Extracted records
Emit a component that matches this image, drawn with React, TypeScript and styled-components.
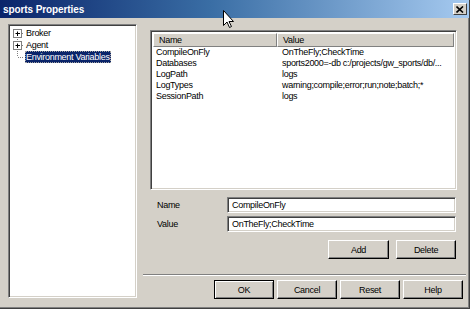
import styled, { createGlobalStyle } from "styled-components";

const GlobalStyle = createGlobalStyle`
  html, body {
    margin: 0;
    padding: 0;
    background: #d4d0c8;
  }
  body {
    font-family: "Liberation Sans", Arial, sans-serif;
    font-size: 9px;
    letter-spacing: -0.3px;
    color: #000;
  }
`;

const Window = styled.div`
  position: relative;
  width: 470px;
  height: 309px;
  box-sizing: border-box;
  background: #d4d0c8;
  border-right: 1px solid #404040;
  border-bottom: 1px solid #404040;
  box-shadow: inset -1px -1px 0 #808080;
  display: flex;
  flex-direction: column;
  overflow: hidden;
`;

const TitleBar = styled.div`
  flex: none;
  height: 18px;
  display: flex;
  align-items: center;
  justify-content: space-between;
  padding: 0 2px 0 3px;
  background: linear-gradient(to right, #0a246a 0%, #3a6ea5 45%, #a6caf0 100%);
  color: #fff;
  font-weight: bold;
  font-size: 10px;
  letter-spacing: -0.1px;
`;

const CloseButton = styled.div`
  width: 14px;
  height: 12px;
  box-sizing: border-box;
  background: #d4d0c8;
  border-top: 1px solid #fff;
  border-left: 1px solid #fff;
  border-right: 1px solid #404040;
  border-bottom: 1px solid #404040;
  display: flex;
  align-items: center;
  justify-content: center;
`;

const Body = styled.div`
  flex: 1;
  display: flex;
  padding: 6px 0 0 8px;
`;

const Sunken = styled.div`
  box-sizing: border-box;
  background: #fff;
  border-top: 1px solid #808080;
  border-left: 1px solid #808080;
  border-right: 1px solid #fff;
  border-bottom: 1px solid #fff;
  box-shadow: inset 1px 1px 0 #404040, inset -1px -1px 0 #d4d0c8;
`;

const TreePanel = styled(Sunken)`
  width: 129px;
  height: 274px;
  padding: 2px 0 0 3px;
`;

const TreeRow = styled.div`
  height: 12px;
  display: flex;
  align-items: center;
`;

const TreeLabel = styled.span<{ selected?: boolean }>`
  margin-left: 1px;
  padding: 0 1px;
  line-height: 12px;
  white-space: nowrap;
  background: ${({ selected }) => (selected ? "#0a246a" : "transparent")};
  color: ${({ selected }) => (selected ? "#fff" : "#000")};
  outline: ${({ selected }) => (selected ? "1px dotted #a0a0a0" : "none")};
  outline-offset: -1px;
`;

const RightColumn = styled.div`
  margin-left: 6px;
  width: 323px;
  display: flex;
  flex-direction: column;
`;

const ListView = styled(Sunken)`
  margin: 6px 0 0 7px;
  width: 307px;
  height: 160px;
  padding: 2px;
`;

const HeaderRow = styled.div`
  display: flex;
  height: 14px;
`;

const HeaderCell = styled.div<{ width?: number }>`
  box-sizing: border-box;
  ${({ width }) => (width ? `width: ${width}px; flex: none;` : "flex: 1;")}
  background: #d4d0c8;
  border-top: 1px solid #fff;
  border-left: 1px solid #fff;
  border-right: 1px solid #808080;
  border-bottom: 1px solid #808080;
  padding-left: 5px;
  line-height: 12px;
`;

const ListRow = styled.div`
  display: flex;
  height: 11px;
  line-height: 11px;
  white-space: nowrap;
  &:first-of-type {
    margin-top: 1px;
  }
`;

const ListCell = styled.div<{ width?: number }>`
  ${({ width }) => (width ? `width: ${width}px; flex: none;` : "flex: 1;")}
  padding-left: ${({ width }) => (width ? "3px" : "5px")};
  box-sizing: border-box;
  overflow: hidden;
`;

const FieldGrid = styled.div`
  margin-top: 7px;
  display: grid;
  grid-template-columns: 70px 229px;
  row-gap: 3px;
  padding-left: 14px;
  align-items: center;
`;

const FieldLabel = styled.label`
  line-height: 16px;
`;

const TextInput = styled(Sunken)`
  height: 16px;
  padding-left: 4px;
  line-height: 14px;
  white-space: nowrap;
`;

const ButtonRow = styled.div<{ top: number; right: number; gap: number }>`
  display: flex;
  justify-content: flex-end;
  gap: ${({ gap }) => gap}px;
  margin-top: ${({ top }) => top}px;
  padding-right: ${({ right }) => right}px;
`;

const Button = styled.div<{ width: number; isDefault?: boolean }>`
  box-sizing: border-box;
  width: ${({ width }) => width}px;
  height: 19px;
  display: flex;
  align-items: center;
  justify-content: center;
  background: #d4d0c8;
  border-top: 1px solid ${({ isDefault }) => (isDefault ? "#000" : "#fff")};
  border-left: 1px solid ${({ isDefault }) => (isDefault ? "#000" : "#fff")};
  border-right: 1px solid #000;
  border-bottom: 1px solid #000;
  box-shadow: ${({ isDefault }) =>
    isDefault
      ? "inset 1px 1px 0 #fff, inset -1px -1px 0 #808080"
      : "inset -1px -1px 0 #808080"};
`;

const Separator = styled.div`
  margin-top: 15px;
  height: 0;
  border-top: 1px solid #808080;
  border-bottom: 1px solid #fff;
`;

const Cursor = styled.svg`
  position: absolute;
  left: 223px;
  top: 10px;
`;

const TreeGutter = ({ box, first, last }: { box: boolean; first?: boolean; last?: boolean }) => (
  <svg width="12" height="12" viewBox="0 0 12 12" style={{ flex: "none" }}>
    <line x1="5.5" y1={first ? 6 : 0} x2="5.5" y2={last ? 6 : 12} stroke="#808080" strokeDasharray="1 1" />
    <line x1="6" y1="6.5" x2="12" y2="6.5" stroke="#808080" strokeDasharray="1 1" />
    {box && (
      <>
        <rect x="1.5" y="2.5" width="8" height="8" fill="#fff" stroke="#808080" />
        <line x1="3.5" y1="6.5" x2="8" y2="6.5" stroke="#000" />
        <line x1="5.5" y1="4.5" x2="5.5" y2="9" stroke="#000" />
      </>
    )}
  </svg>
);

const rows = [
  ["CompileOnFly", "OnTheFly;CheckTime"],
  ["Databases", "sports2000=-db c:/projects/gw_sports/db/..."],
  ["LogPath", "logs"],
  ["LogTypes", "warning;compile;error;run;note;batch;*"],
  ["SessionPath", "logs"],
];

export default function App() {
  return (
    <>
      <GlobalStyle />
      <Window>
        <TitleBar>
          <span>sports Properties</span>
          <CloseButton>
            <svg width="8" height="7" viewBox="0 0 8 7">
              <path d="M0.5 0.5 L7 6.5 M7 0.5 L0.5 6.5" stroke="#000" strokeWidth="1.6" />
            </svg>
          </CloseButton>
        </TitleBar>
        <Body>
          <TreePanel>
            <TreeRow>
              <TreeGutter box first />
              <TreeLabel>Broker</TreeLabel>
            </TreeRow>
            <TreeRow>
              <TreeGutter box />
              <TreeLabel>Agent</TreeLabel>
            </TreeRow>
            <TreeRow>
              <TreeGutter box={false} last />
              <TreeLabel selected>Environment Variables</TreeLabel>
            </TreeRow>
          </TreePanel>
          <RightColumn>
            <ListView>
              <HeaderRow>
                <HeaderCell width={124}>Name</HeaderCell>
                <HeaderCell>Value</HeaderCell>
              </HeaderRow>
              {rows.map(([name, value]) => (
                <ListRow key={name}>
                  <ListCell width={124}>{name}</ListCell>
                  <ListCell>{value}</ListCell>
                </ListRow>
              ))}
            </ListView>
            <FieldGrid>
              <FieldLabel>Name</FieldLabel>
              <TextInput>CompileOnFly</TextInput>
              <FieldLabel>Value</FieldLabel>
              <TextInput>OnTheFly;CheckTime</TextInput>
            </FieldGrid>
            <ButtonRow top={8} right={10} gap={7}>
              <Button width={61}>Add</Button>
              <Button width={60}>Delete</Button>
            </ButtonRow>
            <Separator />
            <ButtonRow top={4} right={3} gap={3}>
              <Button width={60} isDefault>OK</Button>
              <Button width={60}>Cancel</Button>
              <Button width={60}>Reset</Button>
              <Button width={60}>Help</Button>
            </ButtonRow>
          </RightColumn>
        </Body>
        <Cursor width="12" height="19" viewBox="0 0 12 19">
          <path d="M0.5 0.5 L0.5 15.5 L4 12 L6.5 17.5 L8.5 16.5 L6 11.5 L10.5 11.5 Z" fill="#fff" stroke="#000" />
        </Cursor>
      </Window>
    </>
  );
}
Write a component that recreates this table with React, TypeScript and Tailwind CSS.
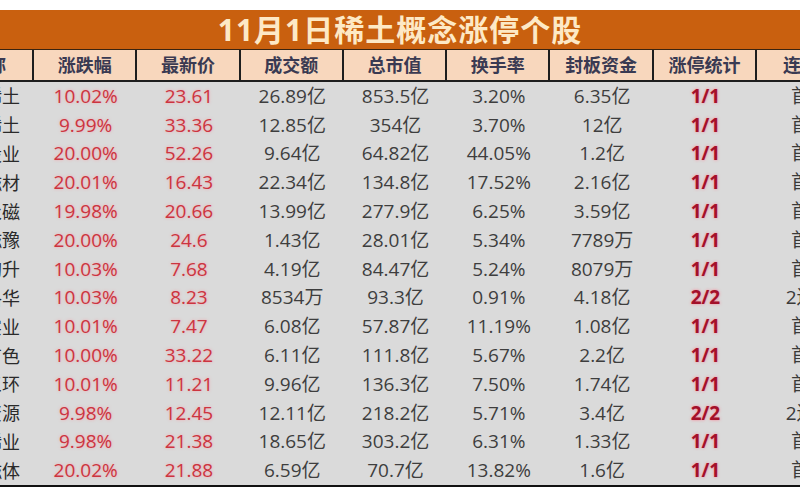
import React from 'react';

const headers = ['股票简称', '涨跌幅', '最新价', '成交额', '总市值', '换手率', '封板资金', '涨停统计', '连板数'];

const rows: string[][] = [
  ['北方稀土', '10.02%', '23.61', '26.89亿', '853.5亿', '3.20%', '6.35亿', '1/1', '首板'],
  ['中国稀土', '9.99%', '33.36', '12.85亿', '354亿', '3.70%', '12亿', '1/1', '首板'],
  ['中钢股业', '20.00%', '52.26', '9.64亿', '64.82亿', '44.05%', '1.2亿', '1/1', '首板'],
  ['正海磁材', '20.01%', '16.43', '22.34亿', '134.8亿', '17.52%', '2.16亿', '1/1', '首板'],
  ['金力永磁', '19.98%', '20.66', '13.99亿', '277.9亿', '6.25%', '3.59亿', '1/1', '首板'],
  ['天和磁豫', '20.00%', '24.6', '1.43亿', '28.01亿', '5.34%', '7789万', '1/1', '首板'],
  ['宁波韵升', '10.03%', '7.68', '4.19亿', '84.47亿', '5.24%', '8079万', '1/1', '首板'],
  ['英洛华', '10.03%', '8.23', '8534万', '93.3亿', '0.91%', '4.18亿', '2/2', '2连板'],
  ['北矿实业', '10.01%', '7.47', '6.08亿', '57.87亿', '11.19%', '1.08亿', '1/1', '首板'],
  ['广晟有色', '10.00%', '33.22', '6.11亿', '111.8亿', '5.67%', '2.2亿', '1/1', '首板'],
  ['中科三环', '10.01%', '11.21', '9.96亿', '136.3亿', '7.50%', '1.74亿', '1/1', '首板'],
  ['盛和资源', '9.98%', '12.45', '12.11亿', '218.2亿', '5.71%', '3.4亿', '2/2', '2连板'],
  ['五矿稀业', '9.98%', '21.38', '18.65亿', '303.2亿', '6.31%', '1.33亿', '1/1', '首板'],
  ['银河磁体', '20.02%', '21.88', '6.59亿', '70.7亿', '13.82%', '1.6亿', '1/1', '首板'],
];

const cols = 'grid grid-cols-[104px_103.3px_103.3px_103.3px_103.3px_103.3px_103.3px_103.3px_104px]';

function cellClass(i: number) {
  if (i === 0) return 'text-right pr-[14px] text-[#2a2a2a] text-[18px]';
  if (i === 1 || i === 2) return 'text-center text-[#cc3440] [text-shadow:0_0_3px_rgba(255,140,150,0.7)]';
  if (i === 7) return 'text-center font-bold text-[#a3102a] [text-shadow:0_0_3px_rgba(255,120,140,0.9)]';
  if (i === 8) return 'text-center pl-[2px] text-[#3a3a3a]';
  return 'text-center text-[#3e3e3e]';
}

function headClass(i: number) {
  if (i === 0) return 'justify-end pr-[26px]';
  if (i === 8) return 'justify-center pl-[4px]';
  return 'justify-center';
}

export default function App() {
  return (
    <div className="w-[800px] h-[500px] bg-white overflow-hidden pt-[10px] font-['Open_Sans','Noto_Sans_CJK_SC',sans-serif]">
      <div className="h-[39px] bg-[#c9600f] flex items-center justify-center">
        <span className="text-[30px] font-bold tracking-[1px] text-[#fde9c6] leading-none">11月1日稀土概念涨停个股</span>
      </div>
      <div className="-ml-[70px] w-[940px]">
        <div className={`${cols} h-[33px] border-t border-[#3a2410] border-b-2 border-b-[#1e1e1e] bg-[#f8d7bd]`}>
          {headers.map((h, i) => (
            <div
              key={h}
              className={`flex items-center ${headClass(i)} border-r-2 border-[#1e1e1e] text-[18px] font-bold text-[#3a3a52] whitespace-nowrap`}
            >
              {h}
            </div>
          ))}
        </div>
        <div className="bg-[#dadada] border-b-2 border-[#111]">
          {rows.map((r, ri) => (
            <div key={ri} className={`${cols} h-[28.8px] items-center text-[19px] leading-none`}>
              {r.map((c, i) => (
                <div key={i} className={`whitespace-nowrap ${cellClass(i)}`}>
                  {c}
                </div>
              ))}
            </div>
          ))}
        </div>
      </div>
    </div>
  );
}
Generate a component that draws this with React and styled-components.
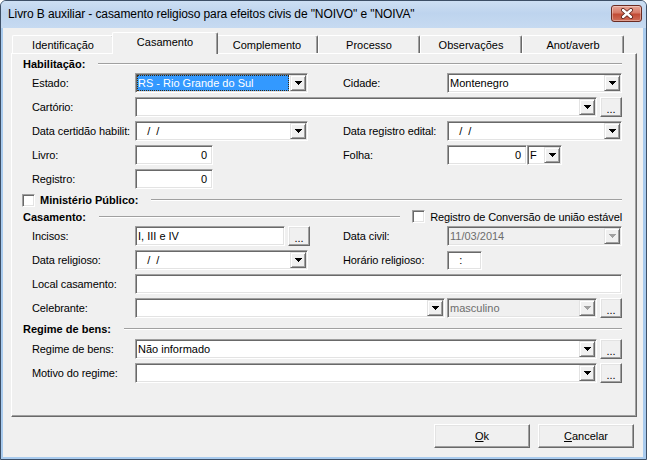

## INSTRUCTION
Among the lines of the data, identify those with the word "that". Copy each of them.

## EXERCISE ANSWER
Emit a component that matches this image, drawn with React, TypeScript and styled-components.
Write a component that recreates this table with React, TypeScript and Tailwind CSS.
Generate a component that draws this with React and styled-components.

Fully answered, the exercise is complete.